#### Stated task:
Within the listing below, locate all lines containing the word "index". Copy each one.

#### Records:
** begin **

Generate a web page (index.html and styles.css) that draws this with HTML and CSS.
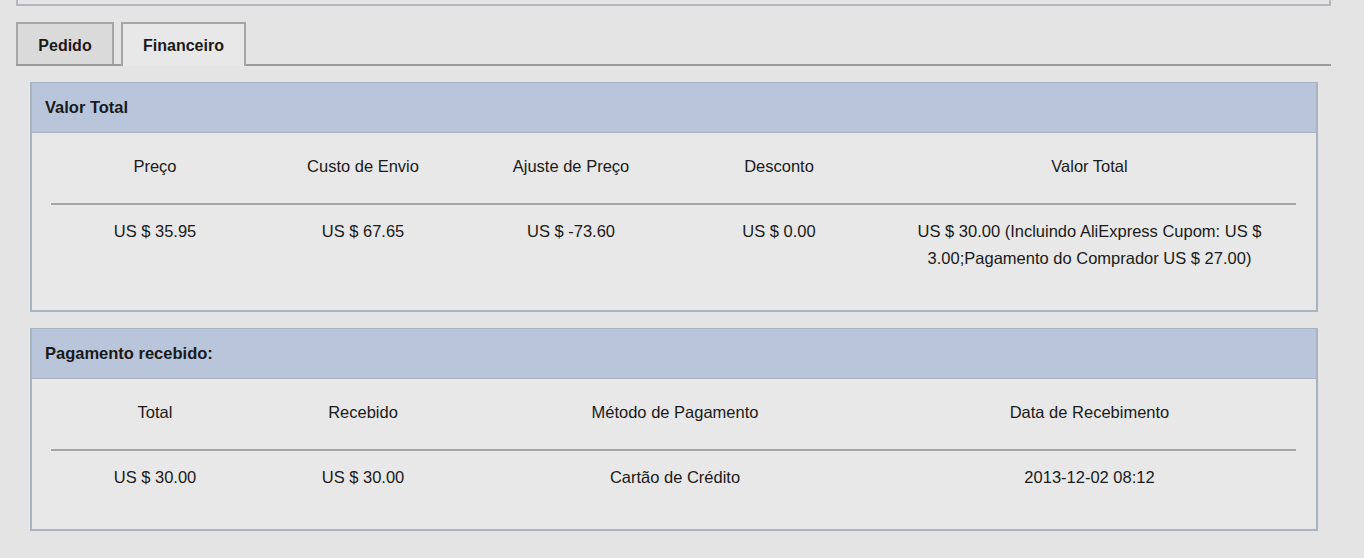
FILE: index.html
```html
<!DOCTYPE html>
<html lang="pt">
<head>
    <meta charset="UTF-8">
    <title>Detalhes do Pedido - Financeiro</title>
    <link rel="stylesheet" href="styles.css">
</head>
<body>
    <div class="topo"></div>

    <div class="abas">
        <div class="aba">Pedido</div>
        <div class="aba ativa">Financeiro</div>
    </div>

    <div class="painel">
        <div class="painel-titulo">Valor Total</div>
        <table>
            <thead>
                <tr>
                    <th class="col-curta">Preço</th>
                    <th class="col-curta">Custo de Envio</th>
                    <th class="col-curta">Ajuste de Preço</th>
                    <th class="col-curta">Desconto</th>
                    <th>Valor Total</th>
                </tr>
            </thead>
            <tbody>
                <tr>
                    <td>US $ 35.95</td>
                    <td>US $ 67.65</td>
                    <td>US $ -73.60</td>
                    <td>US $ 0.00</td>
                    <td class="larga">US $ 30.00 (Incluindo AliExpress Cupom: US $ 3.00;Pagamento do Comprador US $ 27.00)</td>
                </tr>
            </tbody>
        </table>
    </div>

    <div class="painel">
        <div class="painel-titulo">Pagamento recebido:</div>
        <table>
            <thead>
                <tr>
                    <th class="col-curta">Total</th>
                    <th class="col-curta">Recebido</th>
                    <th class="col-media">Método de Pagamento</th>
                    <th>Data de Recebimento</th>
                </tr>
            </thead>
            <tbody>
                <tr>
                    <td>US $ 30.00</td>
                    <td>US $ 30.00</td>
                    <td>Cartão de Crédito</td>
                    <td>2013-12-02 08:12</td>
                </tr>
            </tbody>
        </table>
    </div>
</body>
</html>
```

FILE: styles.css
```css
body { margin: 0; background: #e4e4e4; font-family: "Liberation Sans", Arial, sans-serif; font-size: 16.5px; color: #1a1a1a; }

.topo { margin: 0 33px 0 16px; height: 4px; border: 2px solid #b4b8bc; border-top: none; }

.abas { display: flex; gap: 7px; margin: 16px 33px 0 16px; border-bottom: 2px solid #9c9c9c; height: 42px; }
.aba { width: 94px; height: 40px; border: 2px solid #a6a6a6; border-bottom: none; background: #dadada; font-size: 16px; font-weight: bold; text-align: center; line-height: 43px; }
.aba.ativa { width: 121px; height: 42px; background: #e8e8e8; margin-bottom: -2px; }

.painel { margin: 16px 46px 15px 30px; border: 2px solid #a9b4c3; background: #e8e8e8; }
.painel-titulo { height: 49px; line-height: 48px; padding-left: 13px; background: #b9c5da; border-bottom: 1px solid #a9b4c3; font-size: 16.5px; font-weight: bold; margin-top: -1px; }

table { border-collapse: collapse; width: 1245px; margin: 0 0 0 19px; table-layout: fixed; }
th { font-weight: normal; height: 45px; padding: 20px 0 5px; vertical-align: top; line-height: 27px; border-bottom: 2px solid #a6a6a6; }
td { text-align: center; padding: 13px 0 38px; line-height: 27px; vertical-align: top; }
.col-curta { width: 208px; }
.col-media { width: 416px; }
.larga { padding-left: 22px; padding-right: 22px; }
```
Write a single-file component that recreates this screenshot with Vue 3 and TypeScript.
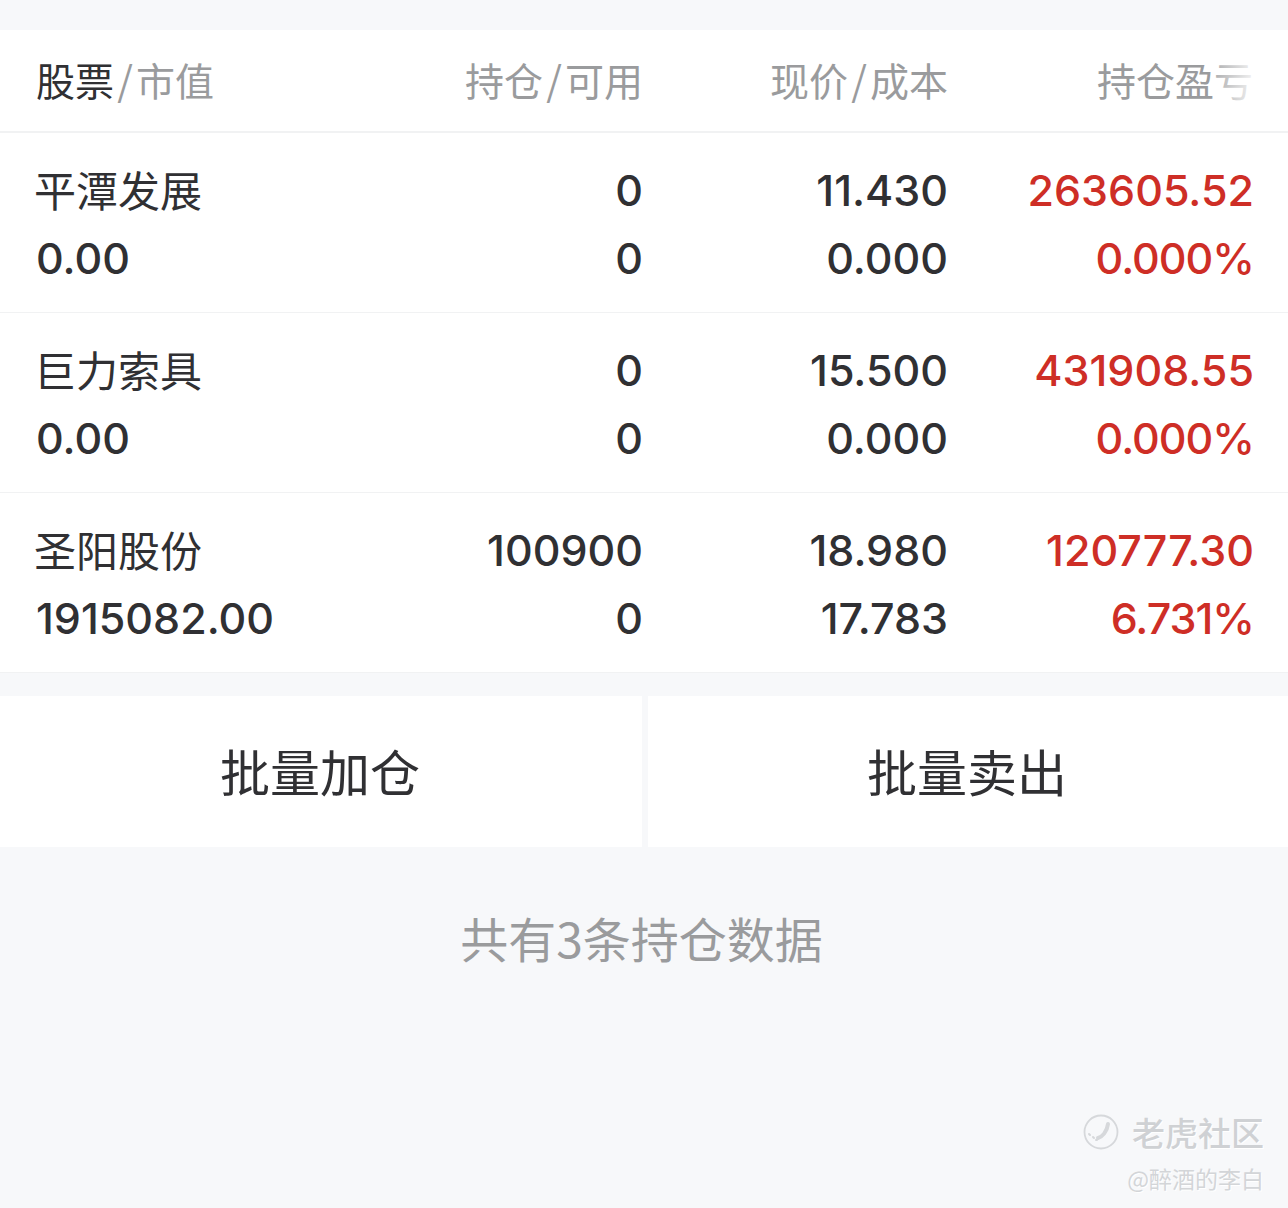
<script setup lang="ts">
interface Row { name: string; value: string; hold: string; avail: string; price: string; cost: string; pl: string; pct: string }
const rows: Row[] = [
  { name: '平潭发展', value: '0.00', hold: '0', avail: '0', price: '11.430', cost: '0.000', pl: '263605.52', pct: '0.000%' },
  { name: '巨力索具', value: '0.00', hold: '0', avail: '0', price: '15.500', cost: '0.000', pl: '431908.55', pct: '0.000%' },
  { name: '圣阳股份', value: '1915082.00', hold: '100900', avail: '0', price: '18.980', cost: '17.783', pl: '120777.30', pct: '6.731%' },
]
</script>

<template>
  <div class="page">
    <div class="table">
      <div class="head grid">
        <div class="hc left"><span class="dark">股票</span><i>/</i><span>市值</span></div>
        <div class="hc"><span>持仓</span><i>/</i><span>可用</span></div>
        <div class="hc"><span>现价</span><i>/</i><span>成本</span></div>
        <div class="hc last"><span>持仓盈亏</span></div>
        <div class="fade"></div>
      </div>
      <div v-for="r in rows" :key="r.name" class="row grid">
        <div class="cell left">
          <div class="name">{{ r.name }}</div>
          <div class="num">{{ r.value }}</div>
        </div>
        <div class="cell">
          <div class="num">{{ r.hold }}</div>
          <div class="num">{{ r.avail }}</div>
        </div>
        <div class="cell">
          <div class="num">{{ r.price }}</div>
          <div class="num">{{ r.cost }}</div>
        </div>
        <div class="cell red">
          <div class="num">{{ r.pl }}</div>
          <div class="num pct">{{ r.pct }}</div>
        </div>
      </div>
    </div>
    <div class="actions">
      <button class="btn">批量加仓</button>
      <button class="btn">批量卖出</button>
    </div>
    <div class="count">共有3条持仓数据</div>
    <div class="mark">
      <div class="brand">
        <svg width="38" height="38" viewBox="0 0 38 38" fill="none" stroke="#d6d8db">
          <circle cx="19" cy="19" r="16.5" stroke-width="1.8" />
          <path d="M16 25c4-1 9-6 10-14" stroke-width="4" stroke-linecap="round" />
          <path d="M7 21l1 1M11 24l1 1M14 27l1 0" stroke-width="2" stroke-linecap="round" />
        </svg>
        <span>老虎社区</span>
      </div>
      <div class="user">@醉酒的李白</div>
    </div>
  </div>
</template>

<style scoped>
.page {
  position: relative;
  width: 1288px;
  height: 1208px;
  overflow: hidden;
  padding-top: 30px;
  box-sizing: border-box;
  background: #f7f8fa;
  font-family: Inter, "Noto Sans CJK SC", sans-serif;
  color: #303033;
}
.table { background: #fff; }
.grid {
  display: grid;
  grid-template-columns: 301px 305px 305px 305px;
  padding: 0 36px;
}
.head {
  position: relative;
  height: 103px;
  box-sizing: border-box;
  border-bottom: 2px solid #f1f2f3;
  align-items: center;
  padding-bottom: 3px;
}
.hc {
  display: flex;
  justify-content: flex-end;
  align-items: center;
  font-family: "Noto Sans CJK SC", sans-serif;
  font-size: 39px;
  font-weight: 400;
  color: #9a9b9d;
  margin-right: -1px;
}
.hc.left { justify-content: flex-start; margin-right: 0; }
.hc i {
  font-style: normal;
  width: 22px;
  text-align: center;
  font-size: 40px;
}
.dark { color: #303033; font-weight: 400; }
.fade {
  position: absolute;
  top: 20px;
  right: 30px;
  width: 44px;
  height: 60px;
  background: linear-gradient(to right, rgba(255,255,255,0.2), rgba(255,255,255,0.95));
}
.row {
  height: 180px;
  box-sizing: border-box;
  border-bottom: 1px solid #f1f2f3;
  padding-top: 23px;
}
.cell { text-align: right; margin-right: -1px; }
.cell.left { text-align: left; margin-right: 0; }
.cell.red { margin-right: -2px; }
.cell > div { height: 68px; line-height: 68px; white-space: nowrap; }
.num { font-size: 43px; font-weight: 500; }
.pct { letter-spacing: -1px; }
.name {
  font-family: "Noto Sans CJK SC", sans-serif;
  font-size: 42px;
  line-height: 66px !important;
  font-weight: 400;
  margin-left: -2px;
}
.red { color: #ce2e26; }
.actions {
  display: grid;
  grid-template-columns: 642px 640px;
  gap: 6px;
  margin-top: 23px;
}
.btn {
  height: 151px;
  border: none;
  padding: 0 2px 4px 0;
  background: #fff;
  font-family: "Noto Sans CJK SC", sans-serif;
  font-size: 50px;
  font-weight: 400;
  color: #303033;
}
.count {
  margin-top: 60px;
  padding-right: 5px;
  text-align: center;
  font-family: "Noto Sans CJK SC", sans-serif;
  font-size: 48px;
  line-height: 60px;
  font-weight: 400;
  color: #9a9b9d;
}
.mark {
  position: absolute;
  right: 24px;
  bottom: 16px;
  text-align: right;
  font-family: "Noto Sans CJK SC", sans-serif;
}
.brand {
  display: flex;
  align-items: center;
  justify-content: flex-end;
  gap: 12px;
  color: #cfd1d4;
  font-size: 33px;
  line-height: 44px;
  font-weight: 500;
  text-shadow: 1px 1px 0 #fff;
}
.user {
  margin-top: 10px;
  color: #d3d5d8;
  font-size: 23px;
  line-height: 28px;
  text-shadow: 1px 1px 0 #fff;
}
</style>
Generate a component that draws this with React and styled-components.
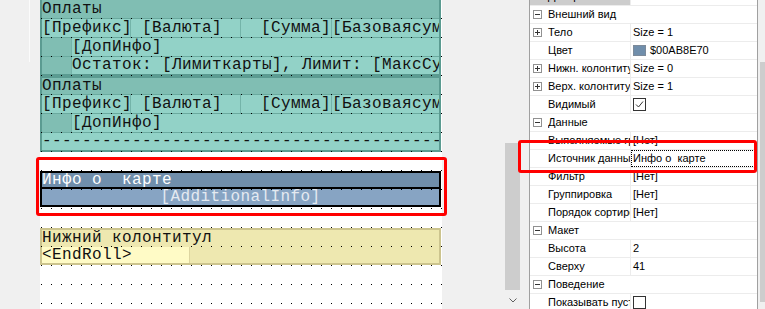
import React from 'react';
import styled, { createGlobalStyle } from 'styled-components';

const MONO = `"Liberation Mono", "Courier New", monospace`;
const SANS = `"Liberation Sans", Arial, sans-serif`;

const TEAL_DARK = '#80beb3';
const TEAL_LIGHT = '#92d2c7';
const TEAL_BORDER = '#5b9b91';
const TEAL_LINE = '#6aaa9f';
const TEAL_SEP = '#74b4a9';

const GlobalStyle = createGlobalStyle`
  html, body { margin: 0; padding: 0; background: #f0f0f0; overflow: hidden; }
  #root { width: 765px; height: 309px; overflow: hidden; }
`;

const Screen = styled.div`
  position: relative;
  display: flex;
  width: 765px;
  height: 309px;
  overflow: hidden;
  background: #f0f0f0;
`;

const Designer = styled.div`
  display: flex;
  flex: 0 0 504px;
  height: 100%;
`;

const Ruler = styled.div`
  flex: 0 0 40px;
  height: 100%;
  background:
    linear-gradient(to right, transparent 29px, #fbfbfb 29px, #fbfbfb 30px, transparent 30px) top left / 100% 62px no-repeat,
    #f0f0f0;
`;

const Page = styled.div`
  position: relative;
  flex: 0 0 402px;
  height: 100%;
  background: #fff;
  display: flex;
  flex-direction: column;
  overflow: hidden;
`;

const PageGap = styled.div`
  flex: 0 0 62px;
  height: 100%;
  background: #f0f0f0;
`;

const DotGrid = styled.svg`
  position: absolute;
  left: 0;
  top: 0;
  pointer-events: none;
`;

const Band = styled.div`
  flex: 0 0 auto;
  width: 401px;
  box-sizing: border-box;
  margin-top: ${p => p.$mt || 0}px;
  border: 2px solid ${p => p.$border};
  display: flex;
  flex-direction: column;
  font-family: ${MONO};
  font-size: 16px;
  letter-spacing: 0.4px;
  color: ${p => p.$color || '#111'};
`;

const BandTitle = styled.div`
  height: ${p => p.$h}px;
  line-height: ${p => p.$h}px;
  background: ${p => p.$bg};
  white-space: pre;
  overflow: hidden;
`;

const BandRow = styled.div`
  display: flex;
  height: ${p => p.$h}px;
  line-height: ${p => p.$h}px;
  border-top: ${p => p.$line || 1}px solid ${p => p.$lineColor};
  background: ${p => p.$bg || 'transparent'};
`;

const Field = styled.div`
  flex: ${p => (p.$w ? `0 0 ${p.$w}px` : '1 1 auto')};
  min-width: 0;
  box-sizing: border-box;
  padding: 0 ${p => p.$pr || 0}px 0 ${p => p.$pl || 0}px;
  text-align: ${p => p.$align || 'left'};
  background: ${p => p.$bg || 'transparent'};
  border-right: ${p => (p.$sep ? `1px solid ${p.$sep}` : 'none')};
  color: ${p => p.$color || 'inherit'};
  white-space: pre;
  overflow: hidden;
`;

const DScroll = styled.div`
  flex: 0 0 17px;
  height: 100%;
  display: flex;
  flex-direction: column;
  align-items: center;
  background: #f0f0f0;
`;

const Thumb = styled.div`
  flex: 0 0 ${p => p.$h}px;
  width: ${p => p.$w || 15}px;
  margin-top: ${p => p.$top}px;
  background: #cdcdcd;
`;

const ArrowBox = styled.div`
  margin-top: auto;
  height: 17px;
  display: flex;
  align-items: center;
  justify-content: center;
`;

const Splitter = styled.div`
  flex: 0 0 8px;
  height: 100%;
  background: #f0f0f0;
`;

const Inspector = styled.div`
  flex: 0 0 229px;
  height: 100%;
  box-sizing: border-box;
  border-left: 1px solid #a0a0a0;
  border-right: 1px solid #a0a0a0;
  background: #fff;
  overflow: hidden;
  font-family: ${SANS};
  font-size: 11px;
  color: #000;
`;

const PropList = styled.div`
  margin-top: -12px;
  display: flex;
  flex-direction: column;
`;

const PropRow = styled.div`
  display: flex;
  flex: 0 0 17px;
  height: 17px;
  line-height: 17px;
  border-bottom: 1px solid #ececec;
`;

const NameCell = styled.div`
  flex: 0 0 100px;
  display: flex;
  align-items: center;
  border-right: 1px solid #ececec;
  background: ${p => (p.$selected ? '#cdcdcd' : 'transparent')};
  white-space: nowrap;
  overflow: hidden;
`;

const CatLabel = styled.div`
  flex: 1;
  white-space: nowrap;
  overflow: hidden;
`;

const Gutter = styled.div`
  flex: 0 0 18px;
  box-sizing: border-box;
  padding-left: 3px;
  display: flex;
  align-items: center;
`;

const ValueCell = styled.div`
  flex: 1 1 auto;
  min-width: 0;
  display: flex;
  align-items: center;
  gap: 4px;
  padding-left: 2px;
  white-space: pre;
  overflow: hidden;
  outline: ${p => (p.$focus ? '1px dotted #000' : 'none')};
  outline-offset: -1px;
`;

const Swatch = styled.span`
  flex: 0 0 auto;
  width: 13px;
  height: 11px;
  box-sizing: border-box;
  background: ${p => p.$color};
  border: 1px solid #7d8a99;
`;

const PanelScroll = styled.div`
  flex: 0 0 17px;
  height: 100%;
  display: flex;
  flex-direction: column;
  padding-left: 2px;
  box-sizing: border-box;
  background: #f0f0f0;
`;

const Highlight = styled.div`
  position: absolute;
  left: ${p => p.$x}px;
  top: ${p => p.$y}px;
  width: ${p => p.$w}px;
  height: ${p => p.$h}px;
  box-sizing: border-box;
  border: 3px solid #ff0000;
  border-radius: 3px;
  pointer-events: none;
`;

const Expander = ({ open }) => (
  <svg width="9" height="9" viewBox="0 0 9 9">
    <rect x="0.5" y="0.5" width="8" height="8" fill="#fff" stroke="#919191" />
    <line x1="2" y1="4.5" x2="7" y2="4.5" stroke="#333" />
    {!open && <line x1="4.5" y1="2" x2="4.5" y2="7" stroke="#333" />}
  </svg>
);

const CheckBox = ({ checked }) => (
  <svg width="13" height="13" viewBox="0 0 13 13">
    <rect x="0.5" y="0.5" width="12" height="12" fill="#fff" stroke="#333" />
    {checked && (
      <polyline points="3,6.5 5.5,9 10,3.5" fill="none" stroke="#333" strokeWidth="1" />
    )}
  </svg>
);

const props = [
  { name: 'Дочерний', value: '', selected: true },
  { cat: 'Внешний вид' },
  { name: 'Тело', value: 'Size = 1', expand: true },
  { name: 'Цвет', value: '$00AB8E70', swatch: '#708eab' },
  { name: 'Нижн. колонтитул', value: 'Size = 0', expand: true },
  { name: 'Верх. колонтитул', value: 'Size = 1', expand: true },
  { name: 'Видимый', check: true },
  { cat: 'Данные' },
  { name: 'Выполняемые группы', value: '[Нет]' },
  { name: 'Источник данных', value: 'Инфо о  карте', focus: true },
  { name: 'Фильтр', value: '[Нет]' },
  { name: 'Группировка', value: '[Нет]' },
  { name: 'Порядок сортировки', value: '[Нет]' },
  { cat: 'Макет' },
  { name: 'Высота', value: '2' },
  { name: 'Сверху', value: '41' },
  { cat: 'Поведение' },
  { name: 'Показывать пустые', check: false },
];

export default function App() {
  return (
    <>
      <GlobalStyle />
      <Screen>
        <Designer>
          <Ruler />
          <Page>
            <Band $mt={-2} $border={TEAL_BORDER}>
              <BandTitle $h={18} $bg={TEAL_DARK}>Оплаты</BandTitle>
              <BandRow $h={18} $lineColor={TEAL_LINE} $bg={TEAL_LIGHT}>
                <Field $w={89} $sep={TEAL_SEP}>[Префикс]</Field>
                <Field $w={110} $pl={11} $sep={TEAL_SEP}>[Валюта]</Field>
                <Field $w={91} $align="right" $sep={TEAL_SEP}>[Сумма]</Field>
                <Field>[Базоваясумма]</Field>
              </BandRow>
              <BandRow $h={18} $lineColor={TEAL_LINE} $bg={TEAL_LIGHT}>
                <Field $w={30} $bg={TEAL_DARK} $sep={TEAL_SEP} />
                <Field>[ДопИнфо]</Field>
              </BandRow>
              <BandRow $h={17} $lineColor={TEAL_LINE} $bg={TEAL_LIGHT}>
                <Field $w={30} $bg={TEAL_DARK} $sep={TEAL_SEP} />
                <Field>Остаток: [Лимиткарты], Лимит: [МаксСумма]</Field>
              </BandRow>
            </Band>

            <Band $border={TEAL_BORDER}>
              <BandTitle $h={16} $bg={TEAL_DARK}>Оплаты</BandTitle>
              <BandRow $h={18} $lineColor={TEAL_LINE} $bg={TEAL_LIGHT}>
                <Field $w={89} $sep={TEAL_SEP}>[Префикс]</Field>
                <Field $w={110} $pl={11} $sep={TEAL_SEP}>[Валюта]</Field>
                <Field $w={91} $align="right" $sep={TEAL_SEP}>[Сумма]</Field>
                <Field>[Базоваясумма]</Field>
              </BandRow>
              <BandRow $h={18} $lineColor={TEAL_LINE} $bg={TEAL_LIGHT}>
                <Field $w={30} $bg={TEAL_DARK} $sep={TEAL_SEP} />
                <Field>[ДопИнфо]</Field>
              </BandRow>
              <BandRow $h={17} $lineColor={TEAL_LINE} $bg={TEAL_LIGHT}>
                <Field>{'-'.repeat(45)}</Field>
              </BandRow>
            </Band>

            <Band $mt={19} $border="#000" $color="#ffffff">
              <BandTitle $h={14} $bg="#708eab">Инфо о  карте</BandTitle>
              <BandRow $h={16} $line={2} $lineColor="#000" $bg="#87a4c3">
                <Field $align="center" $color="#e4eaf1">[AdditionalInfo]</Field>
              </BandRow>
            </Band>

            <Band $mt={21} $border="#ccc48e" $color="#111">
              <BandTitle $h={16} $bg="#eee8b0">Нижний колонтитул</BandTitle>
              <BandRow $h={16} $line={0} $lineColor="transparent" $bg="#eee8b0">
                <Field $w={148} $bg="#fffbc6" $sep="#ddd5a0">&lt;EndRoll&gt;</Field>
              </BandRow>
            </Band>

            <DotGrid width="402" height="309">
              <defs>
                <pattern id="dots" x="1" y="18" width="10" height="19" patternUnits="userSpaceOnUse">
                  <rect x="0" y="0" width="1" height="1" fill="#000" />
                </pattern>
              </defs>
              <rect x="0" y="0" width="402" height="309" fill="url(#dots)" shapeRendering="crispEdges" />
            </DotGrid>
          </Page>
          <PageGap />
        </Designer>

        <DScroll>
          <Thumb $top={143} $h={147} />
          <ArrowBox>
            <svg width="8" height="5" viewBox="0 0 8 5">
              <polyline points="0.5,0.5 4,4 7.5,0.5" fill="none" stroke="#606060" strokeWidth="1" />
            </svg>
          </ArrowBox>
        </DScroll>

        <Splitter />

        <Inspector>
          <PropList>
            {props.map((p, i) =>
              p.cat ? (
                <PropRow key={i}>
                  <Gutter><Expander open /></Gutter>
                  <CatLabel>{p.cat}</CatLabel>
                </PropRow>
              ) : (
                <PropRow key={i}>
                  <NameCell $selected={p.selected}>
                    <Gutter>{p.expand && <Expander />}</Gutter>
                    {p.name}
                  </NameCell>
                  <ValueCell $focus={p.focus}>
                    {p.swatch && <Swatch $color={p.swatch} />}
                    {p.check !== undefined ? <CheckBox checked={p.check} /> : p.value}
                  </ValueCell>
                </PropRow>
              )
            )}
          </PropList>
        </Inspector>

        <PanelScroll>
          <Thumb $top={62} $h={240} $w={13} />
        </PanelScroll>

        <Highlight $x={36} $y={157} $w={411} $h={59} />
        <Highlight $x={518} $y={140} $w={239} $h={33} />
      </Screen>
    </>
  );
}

** end **

#### Written response:
Generate a web page (index.html and styles.css) that draws this with HTML and CSS.
FILE: index.html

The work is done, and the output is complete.